[Stated exercise] Among the following entries, count the lines that contain "components" and report only the result.

========

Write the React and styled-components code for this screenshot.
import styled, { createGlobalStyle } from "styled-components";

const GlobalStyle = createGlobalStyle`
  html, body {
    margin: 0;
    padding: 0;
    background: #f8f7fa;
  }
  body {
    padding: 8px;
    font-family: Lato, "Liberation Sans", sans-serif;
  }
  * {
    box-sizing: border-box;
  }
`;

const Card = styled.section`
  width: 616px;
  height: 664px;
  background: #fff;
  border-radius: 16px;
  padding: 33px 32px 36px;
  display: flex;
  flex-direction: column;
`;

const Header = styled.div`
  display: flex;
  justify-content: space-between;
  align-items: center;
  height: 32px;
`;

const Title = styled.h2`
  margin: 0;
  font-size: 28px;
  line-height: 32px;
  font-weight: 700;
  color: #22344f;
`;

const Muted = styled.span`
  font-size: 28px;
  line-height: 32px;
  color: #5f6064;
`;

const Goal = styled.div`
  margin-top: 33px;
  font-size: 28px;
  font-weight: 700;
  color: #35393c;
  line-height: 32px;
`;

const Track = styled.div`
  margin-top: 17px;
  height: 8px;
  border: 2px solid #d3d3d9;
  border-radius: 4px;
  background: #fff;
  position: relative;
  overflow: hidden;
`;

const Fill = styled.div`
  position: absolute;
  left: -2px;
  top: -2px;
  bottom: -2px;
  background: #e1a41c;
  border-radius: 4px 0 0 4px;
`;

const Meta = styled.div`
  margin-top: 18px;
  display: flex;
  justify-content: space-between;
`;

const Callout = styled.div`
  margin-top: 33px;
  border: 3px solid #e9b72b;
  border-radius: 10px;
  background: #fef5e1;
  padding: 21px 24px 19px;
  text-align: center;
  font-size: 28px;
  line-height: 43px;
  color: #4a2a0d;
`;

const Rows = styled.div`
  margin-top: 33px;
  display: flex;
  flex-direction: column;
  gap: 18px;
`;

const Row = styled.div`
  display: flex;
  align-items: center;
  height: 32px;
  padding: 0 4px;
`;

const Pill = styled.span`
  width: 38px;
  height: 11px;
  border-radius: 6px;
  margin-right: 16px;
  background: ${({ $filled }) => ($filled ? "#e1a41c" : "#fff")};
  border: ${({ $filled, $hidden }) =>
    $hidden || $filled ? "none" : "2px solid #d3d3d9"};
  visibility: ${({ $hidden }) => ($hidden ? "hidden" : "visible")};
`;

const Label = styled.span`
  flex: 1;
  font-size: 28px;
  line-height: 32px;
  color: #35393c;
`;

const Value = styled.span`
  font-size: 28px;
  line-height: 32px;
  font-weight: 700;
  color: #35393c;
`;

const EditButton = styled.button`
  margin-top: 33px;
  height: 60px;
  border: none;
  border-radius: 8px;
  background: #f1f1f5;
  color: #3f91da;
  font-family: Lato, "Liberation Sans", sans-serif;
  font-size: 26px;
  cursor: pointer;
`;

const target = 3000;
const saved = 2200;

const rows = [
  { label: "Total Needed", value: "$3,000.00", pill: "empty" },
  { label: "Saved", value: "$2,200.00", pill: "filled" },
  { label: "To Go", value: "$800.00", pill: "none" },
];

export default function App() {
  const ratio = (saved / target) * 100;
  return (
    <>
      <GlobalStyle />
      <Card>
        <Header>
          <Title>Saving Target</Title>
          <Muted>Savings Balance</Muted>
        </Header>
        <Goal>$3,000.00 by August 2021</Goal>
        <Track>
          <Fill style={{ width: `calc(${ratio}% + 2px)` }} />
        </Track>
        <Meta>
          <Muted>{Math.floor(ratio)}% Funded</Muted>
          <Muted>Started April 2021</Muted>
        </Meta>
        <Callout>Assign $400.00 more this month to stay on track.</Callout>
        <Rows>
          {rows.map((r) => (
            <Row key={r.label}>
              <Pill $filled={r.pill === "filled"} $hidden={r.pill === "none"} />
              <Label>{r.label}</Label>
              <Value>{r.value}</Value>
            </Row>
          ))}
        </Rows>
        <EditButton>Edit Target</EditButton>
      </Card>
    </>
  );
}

========

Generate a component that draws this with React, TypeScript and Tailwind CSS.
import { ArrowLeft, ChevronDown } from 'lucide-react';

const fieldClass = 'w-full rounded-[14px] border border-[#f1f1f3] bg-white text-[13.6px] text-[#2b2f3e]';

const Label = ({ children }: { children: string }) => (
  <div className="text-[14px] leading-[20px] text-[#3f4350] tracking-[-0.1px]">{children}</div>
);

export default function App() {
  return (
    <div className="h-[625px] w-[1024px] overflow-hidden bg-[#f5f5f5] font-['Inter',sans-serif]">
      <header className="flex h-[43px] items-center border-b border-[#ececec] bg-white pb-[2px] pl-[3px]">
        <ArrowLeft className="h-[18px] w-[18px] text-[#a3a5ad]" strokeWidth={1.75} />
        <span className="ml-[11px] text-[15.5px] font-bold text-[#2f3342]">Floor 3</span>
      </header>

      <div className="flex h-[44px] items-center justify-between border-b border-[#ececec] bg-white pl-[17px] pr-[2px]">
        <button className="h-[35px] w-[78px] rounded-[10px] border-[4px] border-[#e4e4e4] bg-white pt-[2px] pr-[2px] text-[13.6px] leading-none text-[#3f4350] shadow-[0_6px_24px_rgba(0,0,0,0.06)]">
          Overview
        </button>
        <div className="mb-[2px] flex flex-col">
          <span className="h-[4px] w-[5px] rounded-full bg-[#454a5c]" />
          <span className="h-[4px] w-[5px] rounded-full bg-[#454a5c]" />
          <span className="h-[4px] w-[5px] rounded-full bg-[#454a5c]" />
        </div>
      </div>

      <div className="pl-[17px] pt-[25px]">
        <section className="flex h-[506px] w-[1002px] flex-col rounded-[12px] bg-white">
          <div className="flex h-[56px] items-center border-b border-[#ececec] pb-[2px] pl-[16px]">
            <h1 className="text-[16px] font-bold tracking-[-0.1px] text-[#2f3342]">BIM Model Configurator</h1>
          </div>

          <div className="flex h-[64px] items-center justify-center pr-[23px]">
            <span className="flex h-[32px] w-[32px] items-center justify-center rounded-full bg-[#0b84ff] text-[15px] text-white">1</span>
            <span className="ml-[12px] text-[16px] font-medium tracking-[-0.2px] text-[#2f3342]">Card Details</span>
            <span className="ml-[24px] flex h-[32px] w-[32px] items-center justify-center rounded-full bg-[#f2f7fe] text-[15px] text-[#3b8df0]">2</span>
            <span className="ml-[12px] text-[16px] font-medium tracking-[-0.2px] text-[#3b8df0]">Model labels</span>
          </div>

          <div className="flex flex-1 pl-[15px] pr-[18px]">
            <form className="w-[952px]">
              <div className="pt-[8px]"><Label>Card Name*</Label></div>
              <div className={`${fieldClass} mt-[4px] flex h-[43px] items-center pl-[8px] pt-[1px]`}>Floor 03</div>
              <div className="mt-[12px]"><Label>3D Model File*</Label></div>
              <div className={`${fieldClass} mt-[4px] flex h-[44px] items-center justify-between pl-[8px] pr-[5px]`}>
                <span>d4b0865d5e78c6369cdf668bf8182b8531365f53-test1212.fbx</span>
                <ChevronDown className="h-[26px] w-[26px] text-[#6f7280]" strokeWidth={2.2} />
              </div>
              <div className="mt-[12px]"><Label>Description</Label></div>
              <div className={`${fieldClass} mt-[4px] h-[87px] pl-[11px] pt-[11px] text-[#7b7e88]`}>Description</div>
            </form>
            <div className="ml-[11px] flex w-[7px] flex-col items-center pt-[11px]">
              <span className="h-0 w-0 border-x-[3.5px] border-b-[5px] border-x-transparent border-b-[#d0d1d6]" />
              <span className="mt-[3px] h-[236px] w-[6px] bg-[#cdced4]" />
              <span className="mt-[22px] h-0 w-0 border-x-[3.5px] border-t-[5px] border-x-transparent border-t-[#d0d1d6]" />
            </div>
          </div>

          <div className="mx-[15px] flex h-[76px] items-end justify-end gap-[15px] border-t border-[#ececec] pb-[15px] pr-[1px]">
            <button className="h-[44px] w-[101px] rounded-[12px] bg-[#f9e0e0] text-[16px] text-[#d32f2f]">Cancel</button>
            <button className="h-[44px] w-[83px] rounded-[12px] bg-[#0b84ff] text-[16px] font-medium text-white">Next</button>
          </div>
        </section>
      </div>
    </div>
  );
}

========

[Expected answer] 2